Information shown –
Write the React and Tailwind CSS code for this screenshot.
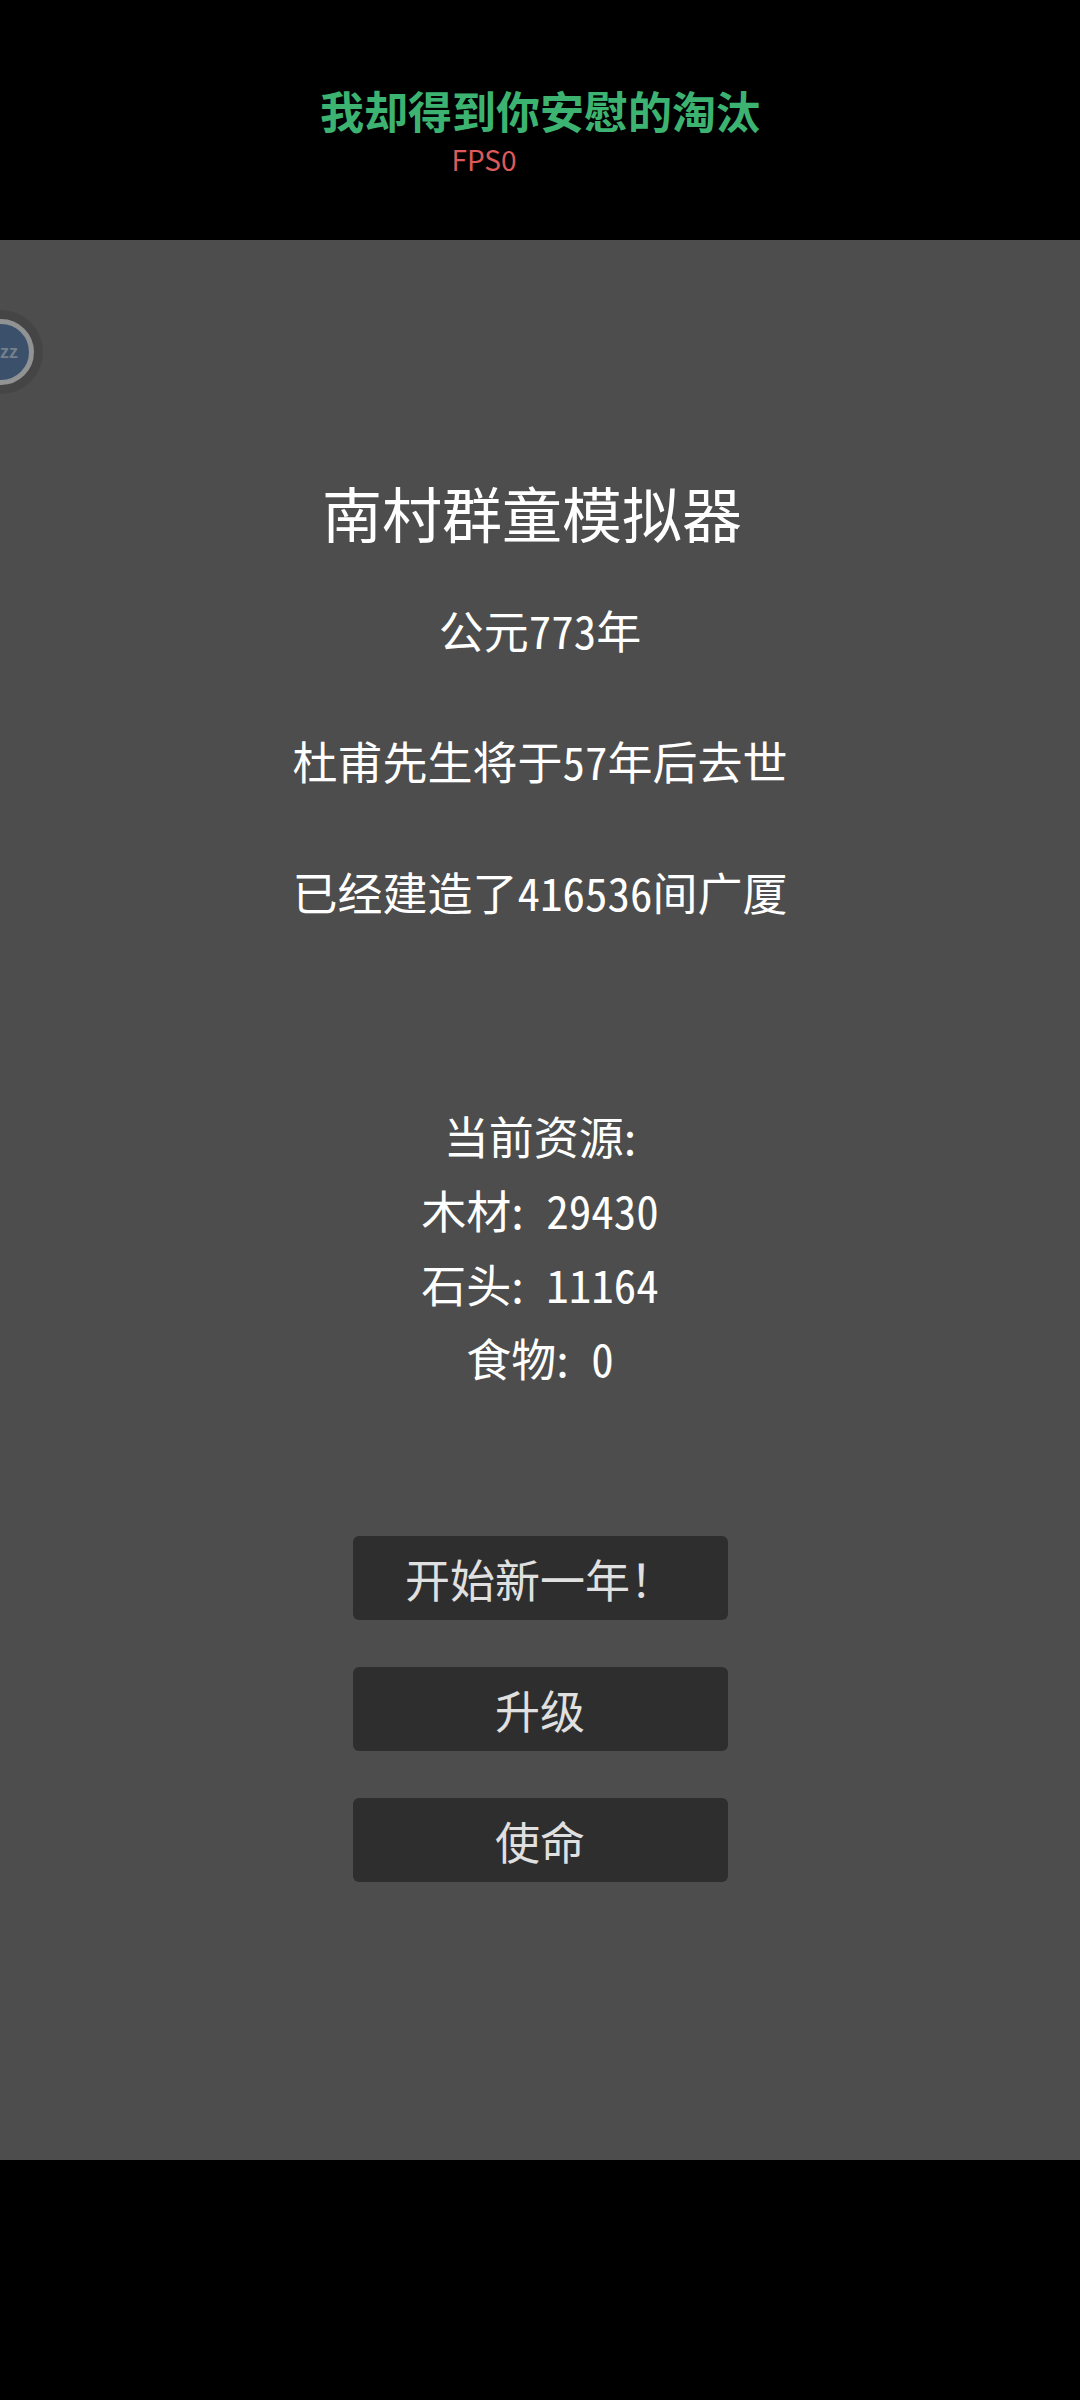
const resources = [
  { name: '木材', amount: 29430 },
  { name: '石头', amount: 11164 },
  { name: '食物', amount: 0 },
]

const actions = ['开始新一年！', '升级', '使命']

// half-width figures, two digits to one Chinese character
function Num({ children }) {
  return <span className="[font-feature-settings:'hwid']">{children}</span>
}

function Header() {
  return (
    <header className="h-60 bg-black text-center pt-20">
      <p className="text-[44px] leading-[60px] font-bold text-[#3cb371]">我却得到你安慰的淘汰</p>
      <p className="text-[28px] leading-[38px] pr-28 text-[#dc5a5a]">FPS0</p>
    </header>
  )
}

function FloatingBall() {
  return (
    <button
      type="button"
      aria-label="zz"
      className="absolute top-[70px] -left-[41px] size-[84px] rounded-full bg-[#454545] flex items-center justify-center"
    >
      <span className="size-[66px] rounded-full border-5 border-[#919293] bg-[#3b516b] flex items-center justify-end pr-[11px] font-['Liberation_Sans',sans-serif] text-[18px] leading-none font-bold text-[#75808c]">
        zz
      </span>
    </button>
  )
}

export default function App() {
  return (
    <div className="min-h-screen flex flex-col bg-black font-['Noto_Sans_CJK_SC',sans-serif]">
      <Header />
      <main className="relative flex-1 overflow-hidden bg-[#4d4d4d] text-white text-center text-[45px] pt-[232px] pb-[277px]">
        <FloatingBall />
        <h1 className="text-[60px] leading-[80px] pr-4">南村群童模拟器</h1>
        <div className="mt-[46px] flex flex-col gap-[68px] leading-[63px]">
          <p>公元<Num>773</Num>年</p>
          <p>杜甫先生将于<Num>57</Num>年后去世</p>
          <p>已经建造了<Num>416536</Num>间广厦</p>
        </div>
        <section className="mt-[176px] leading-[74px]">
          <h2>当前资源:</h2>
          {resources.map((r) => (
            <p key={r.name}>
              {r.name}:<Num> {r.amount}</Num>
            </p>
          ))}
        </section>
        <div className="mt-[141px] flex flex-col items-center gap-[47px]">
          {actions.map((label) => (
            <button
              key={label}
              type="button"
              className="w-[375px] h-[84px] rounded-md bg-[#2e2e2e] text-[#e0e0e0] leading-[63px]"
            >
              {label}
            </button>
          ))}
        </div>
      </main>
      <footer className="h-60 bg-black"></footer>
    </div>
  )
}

---

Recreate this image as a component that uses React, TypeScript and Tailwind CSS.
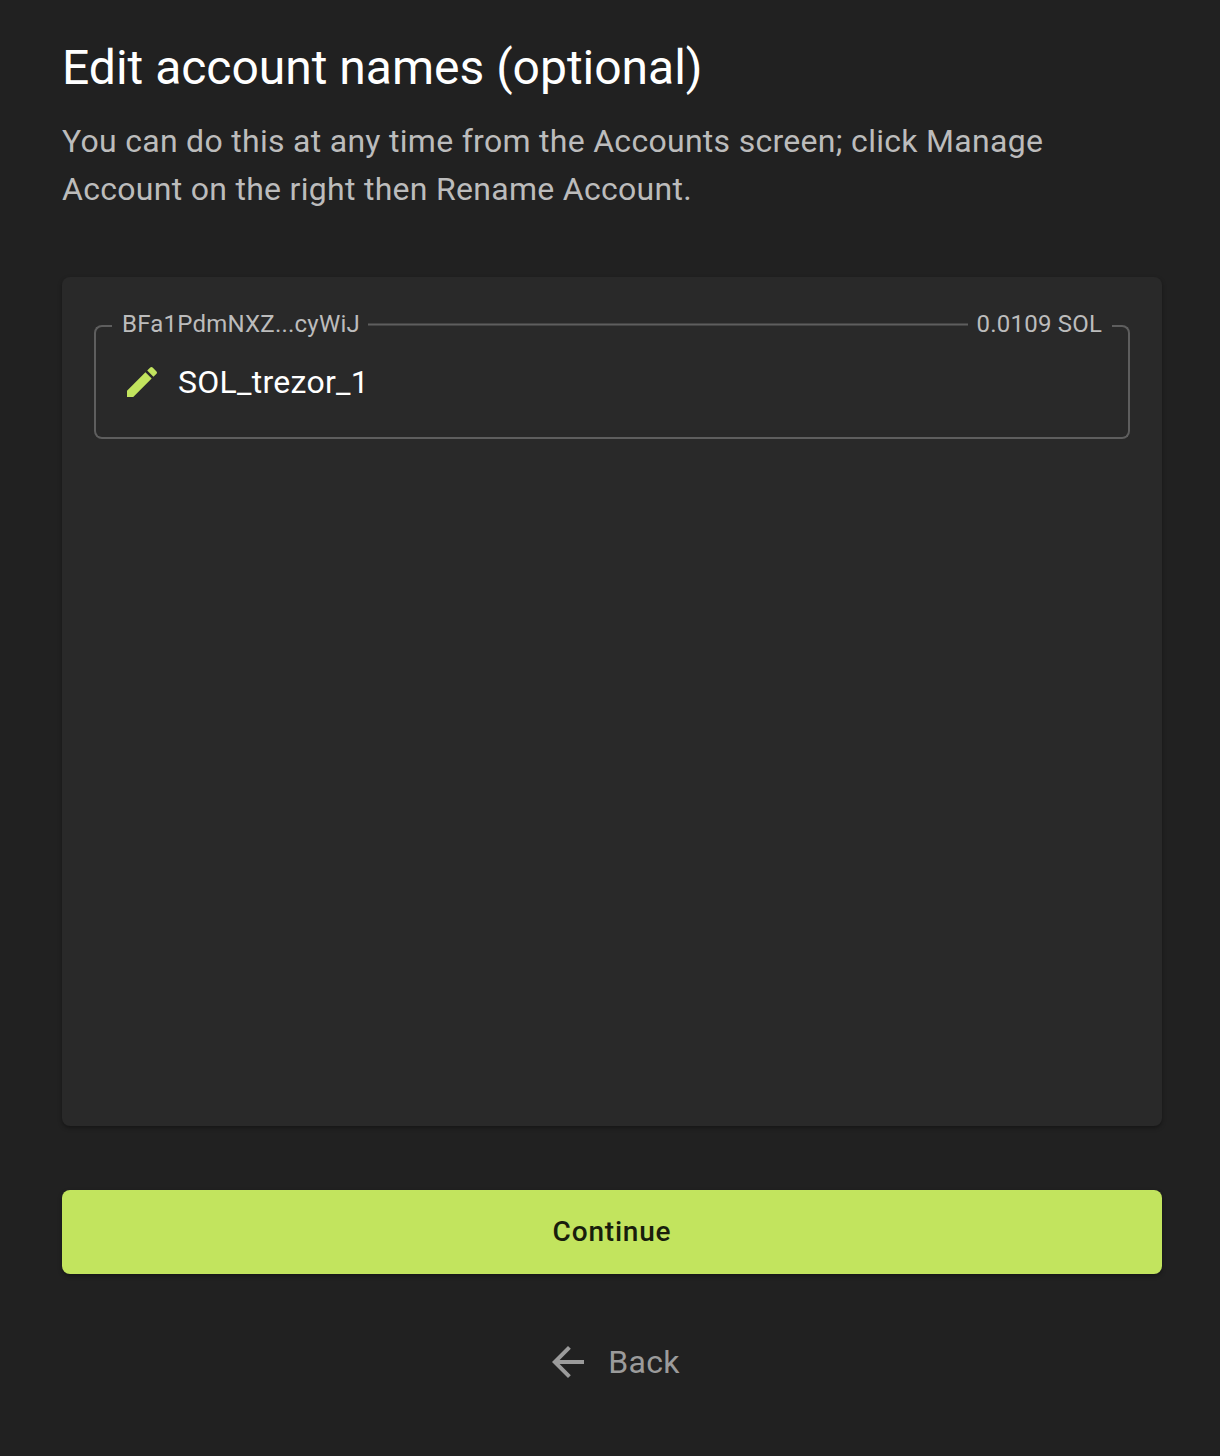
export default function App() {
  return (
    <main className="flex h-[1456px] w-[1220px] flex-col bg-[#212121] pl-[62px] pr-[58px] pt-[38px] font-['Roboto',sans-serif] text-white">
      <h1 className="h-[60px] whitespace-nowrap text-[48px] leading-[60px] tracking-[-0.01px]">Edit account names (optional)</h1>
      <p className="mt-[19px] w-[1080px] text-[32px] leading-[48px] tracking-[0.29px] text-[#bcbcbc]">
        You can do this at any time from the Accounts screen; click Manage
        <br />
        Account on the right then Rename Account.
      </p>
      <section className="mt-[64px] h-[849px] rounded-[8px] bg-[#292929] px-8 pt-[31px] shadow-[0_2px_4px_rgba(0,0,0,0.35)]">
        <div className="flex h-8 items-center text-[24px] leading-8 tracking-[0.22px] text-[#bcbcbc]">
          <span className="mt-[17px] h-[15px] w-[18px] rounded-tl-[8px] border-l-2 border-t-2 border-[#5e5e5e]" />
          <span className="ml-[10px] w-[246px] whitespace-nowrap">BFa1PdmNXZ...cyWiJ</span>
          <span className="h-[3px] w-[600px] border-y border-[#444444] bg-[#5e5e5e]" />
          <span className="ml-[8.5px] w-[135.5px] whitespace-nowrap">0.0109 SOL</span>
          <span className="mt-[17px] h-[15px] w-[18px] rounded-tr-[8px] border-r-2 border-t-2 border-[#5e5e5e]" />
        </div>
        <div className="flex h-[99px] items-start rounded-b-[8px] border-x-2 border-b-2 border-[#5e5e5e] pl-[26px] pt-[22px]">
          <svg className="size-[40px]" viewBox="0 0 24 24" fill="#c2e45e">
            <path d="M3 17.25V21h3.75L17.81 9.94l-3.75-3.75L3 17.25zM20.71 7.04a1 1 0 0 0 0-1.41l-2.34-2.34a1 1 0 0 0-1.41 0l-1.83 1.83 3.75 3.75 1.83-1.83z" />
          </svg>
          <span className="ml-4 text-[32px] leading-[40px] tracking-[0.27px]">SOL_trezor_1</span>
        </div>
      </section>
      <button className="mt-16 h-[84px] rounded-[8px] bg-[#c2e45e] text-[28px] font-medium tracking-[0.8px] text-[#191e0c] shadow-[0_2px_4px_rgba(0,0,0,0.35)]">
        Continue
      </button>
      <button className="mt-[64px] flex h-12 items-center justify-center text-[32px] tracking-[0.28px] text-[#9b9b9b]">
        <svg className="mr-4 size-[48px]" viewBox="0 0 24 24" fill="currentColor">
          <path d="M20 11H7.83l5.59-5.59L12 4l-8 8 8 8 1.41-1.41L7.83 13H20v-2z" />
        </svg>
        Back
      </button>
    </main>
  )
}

Requirement –
Using the records above, find and show each line with the string "this".

Expected output –
Write the React and Tailwind CSS code for this screenshot.
Recreate this image as a component that uses React, TypeScript and Tailwind CSS.
        You can do this at any time from the Accounts screen; click Manage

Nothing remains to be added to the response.